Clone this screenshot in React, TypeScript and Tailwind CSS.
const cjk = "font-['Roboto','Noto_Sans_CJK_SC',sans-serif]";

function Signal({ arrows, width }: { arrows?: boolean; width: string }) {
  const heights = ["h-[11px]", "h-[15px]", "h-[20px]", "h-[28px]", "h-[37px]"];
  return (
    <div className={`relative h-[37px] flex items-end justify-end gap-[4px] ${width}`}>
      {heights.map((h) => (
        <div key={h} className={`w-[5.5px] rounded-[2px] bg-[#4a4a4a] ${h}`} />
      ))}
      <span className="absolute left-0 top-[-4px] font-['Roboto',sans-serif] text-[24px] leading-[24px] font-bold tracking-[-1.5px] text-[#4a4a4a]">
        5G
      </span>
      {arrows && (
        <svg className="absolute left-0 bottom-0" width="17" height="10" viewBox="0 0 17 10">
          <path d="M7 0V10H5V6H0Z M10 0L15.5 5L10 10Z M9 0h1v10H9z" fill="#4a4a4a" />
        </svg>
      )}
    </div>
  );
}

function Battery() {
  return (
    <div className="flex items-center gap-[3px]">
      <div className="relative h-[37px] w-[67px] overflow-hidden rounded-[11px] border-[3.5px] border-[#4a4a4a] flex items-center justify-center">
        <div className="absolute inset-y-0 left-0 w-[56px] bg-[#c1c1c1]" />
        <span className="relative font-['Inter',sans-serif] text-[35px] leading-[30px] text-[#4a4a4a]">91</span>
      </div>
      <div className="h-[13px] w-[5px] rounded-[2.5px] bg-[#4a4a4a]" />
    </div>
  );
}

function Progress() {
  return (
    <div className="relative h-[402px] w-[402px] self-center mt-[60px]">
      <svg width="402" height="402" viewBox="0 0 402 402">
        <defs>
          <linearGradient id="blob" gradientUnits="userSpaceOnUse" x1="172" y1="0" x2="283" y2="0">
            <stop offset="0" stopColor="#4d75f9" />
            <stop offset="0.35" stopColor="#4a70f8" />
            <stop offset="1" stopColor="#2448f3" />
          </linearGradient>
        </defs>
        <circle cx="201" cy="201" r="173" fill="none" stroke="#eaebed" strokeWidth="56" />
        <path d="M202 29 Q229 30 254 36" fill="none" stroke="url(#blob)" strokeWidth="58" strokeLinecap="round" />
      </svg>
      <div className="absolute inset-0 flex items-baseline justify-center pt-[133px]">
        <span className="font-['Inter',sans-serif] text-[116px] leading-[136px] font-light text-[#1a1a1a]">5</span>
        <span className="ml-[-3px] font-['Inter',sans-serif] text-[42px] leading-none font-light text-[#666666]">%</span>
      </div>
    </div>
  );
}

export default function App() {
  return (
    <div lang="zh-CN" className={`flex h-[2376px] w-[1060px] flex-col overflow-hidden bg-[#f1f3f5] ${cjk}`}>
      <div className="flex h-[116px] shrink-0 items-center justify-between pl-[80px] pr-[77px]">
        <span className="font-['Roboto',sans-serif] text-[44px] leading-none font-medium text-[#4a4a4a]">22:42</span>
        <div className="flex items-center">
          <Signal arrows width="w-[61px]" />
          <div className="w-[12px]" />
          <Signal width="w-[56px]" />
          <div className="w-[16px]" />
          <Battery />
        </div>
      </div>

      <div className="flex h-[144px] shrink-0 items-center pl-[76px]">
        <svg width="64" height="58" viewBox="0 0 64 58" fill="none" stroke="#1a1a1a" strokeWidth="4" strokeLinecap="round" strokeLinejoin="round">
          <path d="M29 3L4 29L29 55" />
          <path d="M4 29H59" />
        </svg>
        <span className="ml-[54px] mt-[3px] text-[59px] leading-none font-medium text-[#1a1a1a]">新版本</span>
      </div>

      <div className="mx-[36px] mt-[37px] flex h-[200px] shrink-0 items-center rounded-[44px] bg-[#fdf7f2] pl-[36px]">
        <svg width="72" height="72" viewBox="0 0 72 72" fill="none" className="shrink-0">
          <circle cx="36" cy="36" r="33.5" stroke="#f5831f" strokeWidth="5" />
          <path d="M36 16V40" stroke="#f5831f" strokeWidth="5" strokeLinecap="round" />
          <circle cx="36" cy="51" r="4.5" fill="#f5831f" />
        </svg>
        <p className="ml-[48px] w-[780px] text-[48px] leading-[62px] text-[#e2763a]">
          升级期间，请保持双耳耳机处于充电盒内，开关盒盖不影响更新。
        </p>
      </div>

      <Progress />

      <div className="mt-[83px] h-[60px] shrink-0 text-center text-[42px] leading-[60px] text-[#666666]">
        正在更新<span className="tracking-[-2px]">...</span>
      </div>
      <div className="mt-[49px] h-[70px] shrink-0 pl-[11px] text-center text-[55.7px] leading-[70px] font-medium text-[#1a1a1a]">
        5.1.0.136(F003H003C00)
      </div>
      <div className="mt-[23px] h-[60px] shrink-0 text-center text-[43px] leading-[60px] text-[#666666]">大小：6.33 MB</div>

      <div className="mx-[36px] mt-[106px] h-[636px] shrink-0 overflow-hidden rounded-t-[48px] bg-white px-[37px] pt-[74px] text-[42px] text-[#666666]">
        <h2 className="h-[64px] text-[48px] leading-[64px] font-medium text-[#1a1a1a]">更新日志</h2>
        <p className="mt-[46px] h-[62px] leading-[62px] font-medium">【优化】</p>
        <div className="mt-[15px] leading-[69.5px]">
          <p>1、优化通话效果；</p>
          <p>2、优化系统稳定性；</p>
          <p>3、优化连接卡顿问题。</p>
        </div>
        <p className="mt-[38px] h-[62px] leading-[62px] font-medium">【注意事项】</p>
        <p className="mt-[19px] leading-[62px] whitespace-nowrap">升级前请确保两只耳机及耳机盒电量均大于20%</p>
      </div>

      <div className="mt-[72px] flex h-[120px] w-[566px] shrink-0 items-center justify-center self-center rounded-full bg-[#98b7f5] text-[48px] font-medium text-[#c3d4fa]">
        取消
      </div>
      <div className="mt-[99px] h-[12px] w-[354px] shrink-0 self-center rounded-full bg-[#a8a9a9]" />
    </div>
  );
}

TASK STATEMENT: Return the lines above exactly, keeping every word.

EXERCISE OUTPUT:
Clone this screenshot in React, TypeScript and Tailwind CSS.
const cjk = "font-['Roboto','Noto_Sans_CJK_SC',sans-serif]";

function Signal({ arrows, width }: { arrows?: boolean; width: string }) {
  const heights = ["h-[11px]", "h-[15px]", "h-[20px]", "h-[28px]", "h-[37px]"];
  return (
    <div className={`relative h-[37px] flex items-end justify-end gap-[4px] ${width}`}>
      {heights.map((h) => (
        <div key={h} className={`w-[5.5px] rounded-[2px] bg-[#4a4a4a] ${h}`} />
      ))}
      <span className="absolute left-0 top-[-4px] font-['Roboto',sans-serif] text-[24px] leading-[24px] font-bold tracking-[-1.5px] text-[#4a4a4a]">
        5G
      </span>
      {arrows && (
        <svg className="absolute left-0 bottom-0" width="17" height="10" viewBox="0 0 17 10">
          <path d="M7 0V10H5V6H0Z M10 0L15.5 5L10 10Z M9 0h1v10H9z" fill="#4a4a4a" />
        </svg>
      )}
    </div>
  );
}

function Battery() {
  return (
    <div className="flex items-center gap-[3px]">
      <div className="relative h-[37px] w-[67px] overflow-hidden rounded-[11px] border-[3.5px] border-[#4a4a4a] flex items-center justify-center">
        <div className="absolute inset-y-0 left-0 w-[56px] bg-[#c1c1c1]" />
        <span className="relative font-['Inter',sans-serif] text-[35px] leading-[30px] text-[#4a4a4a]">91</span>
      </div>
      <div className="h-[13px] w-[5px] rounded-[2.5px] bg-[#4a4a4a]" />
    </div>
  );
}

function Progress() {
  return (
    <div className="relative h-[402px] w-[402px] self-center mt-[60px]">
      <svg width="402" height="402" viewBox="0 0 402 402">
        <defs>
          <linearGradient id="blob" gradientUnits="userSpaceOnUse" x1="172" y1="0" x2="283" y2="0">
            <stop offset="0" stopColor="#4d75f9" />
            <stop offset="0.35" stopColor="#4a70f8" />
            <stop offset="1" stopColor="#2448f3" />
          </linearGradient>
        </defs>
        <circle cx="201" cy="201" r="173" fill="none" stroke="#eaebed" strokeWidth="56" />
        <path d="M202 29 Q229 30 254 36" fill="none" stroke="url(#blob)" strokeWidth="58" strokeLinecap="round" />
      </svg>
      <div className="absolute inset-0 flex items-baseline justify-center pt-[133px]">
        <span className="font-['Inter',sans-serif] text-[116px] leading-[136px] font-light text-[#1a1a1a]">5</span>
        <span className="ml-[-3px] font-['Inter',sans-serif] text-[42px] leading-none font-light text-[#666666]">%</span>
      </div>
    </div>
  );
}

export default function App() {
  return (
    <div lang="zh-CN" className={`flex h-[2376px] w-[1060px] flex-col overflow-hidden bg-[#f1f3f5] ${cjk}`}>
      <div className="flex h-[116px] shrink-0 items-center justify-between pl-[80px] pr-[77px]">
        <span className="font-['Roboto',sans-serif] text-[44px] leading-none font-medium text-[#4a4a4a]">22:42</span>
        <div className="flex items-center">
          <Signal arrows width="w-[61px]" />
          <div className="w-[12px]" />
          <Signal width="w-[56px]" />
          <div className="w-[16px]" />
          <Battery />
        </div>
      </div>

      <div className="flex h-[144px] shrink-0 items-center pl-[76px]">
        <svg width="64" height="58" viewBox="0 0 64 58" fill="none" stroke="#1a1a1a" strokeWidth="4" strokeLinecap="round" strokeLinejoin="round">
          <path d="M29 3L4 29L29 55" />
          <path d="M4 29H59" />
        </svg>
        <span className="ml-[54px] mt-[3px] text-[59px] leading-none font-medium text-[#1a1a1a]">新版本</span>
      </div>

      <div className="mx-[36px] mt-[37px] flex h-[200px] shrink-0 items-center rounded-[44px] bg-[#fdf7f2] pl-[36px]">
        <svg width="72" height="72" viewBox="0 0 72 72" fill="none" className="shrink-0">
          <circle cx="36" cy="36" r="33.5" stroke="#f5831f" strokeWidth="5" />
          <path d="M36 16V40" stroke="#f5831f" strokeWidth="5" strokeLinecap="round" />
          <circle cx="36" cy="51" r="4.5" fill="#f5831f" />
        </svg>
        <p className="ml-[48px] w-[780px] text-[48px] leading-[62px] text-[#e2763a]">
          升级期间，请保持双耳耳机处于充电盒内，开关盒盖不影响更新。
        </p>
      </div>

      <Progress />

      <div className="mt-[83px] h-[60px] shrink-0 text-center text-[42px] leading-[60px] text-[#666666]">
        正在更新<span className="tracking-[-2px]">...</span>
      </div>
      <div className="mt-[49px] h-[70px] shrink-0 pl-[11px] text-center text-[55.7px] leading-[70px] font-medium text-[#1a1a1a]">
        5.1.0.136(F003H003C00)
      </div>
      <div className="mt-[23px] h-[60px] shrink-0 text-center text-[43px] leading-[60px] text-[#666666]">大小：6.33 MB</div>

      <div className="mx-[36px] mt-[106px] h-[636px] shrink-0 overflow-hidden rounded-t-[48px] bg-white px-[37px] pt-[74px] text-[42px] text-[#666666]">
        <h2 className="h-[64px] text-[48px] leading-[64px] font-medium text-[#1a1a1a]">更新日志</h2>
        <p className="mt-[46px] h-[62px] leading-[62px] font-medium">【优化】</p>
        <div className="mt-[15px] leading-[69.5px]">
          <p>1、优化通话效果；</p>
          <p>2、优化系统稳定性；</p>
          <p>3、优化连接卡顿问题。</p>
        </div>
        <p className="mt-[38px] h-[62px] leading-[62px] font-medium">【注意事项】</p>
        <p className="mt-[19px] leading-[62px] whitespace-nowrap">升级前请确保两只耳机及耳机盒电量均大于20%</p>
      </div>

      <div className="mt-[72px] flex h-[120px] w-[566px] shrink-0 items-center justify-center self-center rounded-full bg-[#98b7f5] text-[48px] font-medium text-[#c3d4fa]">
        取消
      </div>
      <div className="mt-[99px] h-[12px] w-[354px] shrink-0 self-center rounded-full bg-[#a8a9a9]" />
    </div>
  );
}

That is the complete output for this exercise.